From: Christoph Lameter <clameter_at_sgi.com>
Date: 2006-10-13 10:33:47
Move virtual memory map into variable page size area

If we would be using a larger page size for the virtual memory map then
we may be able to reduce TLB pressure. The IBM sparsemen folks have shown
that a virtual memory map using 4k page size is performance wise
inferior to their table based lookup scheme. Since TLB faults are
much more expensive on IA64 it is likely also an important effect.
We have a higher page size though so we suffer less. However, once
we move to x86_64 we will have to address this issue.

One reason to do this is to get things straight to move the virtual mem
map code into the core kernel and then use that for x86_64

By default this patch uses a page size of 1 Megabyte for the
memory map. That seems to be a reasonable compromise to avoid
excessive memory use for smaller machines and to avoid too much
TLB misses on our large platforms.

With 1MB pages we can map 16k pages  per vmemmap page which is 256 megabytes.
With the current 16k we map 256 pages.

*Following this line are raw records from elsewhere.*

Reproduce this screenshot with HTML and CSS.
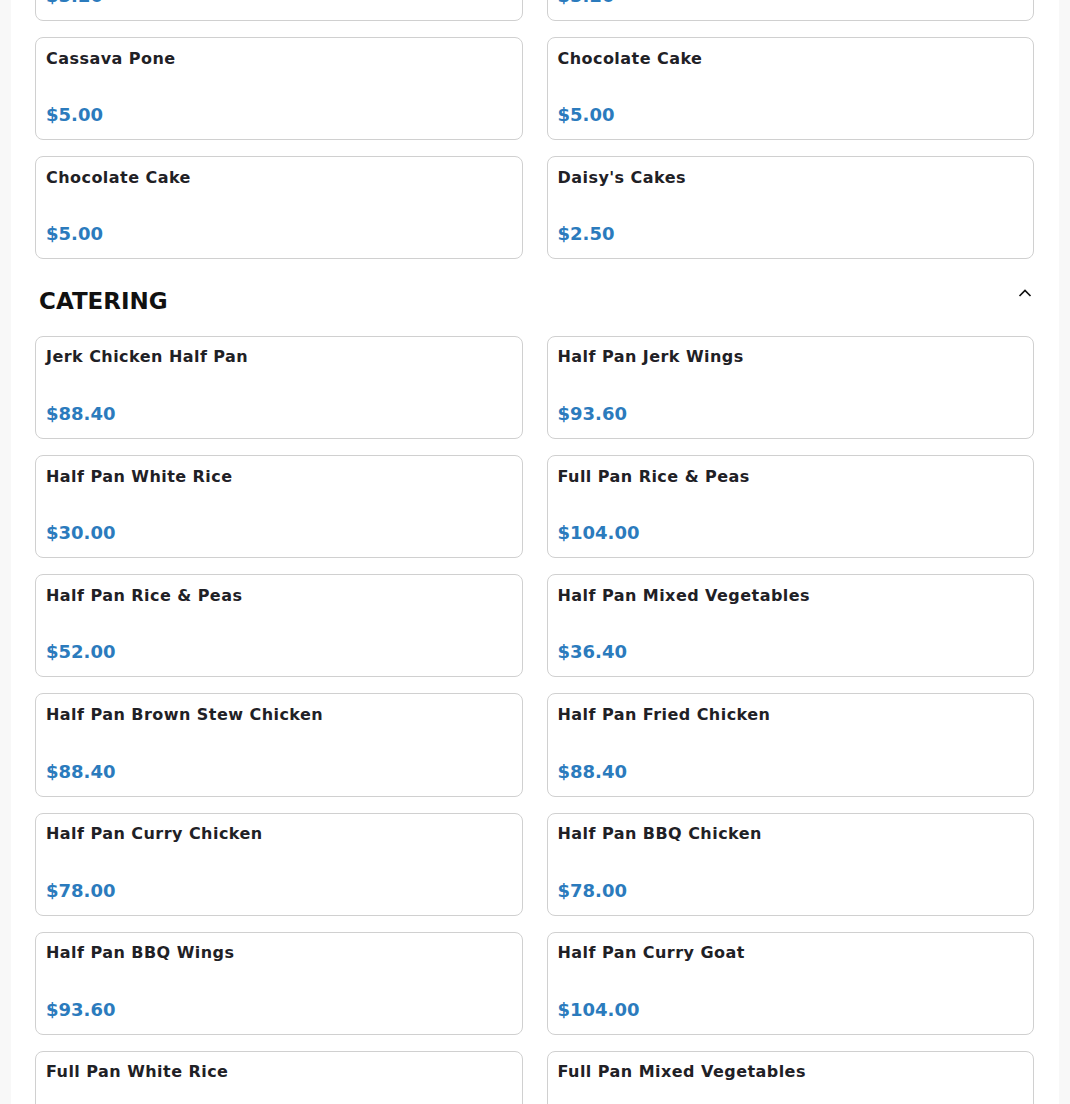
FILE: index.html
```html
<!DOCTYPE html>
<html>
<head>
<meta charset="utf-8">
<link rel="stylesheet" href="styles.css">
</head>
<body>
<div class="page">
  <div class="grid first">
    <div class="card"><div class="name">Cake Slice</div><div class="price">$5.20</div></div>
    <div class="card"><div class="name">Cake Slice</div><div class="price">$5.20</div></div>
    <div class="card"><div class="name">Cassava Pone</div><div class="price">$5.00</div></div>
    <div class="card"><div class="name">Chocolate Cake</div><div class="price">$5.00</div></div>
    <div class="card"><div class="name">Chocolate Cake</div><div class="price">$5.00</div></div>
    <div class="card"><div class="name">Daisy's Cakes</div><div class="price">$2.50</div></div>
  </div>
  <div class="section-head">
    <h2 class="section-title">CATERING</h2>
    <svg class="chev" width="14" height="10" viewBox="0 0 14 10"><path d="M1.5 8 L7 2.5 L12.5 8" fill="none" stroke="#111" stroke-width="1.7"/></svg>
  </div>
  <div class="grid">
    <div class="card"><div class="name">Jerk Chicken Half Pan</div><div class="price">$88.40</div></div>
    <div class="card"><div class="name">Half Pan Jerk Wings</div><div class="price">$93.60</div></div>
    <div class="card"><div class="name">Half Pan White Rice</div><div class="price">$30.00</div></div>
    <div class="card"><div class="name">Full Pan Rice &amp; Peas</div><div class="price">$104.00</div></div>
    <div class="card"><div class="name">Half Pan Rice &amp; Peas</div><div class="price">$52.00</div></div>
    <div class="card"><div class="name">Half Pan Mixed Vegetables</div><div class="price">$36.40</div></div>
    <div class="card"><div class="name">Half Pan Brown Stew Chicken</div><div class="price">$88.40</div></div>
    <div class="card"><div class="name">Half Pan Fried Chicken</div><div class="price">$88.40</div></div>
    <div class="card"><div class="name">Half Pan Curry Chicken</div><div class="price">$78.00</div></div>
    <div class="card"><div class="name">Half Pan BBQ Chicken</div><div class="price">$78.00</div></div>
    <div class="card"><div class="name">Half Pan BBQ Wings</div><div class="price">$93.60</div></div>
    <div class="card"><div class="name">Half Pan Curry Goat</div><div class="price">$104.00</div></div>
    <div class="card"><div class="name">Full Pan White Rice</div><div class="price">$156.00</div></div>
    <div class="card"><div class="name">Full Pan Mixed Vegetables</div><div class="price">$72.80</div></div>
  </div>
</div>
</body>
</html>
```
FILE: styles.css
```css
html, body {
  margin: 0;
  padding: 0;
  background: #f8f8f8;
  height: 1104px;
  overflow: hidden;
}
body {
  font-family: "DejaVu Sans", "Liberation Sans", sans-serif;
  color: #1f2126;
}
.page {
  margin: 0 11px;
  background: #fff;
  padding: 0 25px 0 24px;
  min-height: 1300px;
}
.grid {
  display: grid;
  grid-template-columns: 1fr 1fr;
  column-gap: 24px;
  row-gap: 16px;
}
.grid.first {
  margin-top: -82.15px;
}
.card {
  border: 1px solid #d0d0d0;
  border-radius: 8px;
  padding: 10.5px 10px 14px;
  height: 103.15px;
  box-sizing: border-box;
  display: flex;
  flex-direction: column;
  justify-content: space-between;
}
.name {
  font-size: 16px;
  font-weight: bold;
  line-height: 19px;
  letter-spacing: 0.45px;
  color: #1f2126;
}
.price {
  font-size: 18px;
  font-weight: bold;
  line-height: 21px;
  color: #2b7bbd;
}
.section-head {
  display: flex;
  justify-content: space-between;
  align-items: flex-start;
  padding: 28.7px 2px 0 4px;
  height: 48px;
  box-sizing: content-box;
}
.section-title {
  margin: 0;
  font-size: 23px;
  line-height: 26px;
  font-weight: bold;
  color: #111;
}
.chev {
  margin-top: 0;
}
```
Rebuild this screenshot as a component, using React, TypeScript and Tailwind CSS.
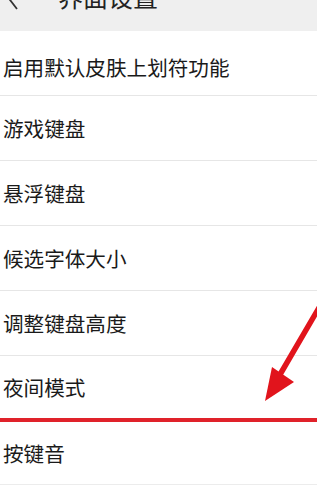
import React from 'react'

const ITEMS = ['游戏键盘', '悬浮键盘', '候选字体大小', '调整键盘高度']

export default function App() {
  return (
    <div
      className="relative w-[317px] h-[491px] overflow-hidden bg-white text-[#1a1a1a]"
      style={{ fontFamily: '"Noto Sans CJK SC", "Noto Sans", sans-serif' }}
    >
      {/* header */}
      <div className="h-[31px] bg-[#efefef] overflow-hidden">
        <div className="flex items-center h-[40px] -mt-[24px]">
          <svg width="16" height="30" viewBox="0 0 16 30" className="ml-[4px] text-[#333]">
            <path d="M13 2 L3 15 L13 28" fill="none" stroke="currentColor" strokeWidth="1.8" />
          </svg>
          <span className="ml-[38px] text-[25px] leading-none text-[#222]">界面设置</span>
        </div>
      </div>

      {/* list */}
      <div className="flex flex-col">
        <div className="h-[65px] pt-[9px] flex items-center pl-[3px] text-[20.6px] border-b border-[#e6e6e6]">
          启用默认皮肤上划符功能
        </div>
        {ITEMS.map((t) => (
          <div key={t} className="h-[65px] flex items-center pl-[3px] text-[20.6px] border-b border-[#e6e6e6]">
            {t}
          </div>
        ))}
        <div className="h-[66px] flex items-center pl-[3px] text-[20.6px] border-b-[4px] border-[#e0222a]">
          夜间模式
        </div>
        <div className="h-[63px] flex items-center pl-[3px] text-[20.6px] border-b border-[#ececec]">
          按键音
        </div>
        <div className="flex-1 bg-[#fdfdf6]" />
      </div>

      {/* annotation arrow */}
      <svg className="absolute left-0 top-0 pointer-events-none" width="317" height="491" viewBox="0 0 317 491">
        <line x1="320" y1="306" x2="278" y2="378" stroke="#e1141c" strokeWidth="5.5" strokeLinecap="round" />
        <polygon points="265,401 272,367 294,382" fill="#e1141c" />
      </svg>
    </div>
  )
}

So only 4 megabyte per TLB entry.

So if we have 4 GB ram per node then we will now need 16 TLB entries per
node in contast to 1024.

If we would increase the memory map size to 16 megabyte then we
could map the complete memory on a node with a single 16 MB page
using only a single TLB entry instead of 1024 rigt now.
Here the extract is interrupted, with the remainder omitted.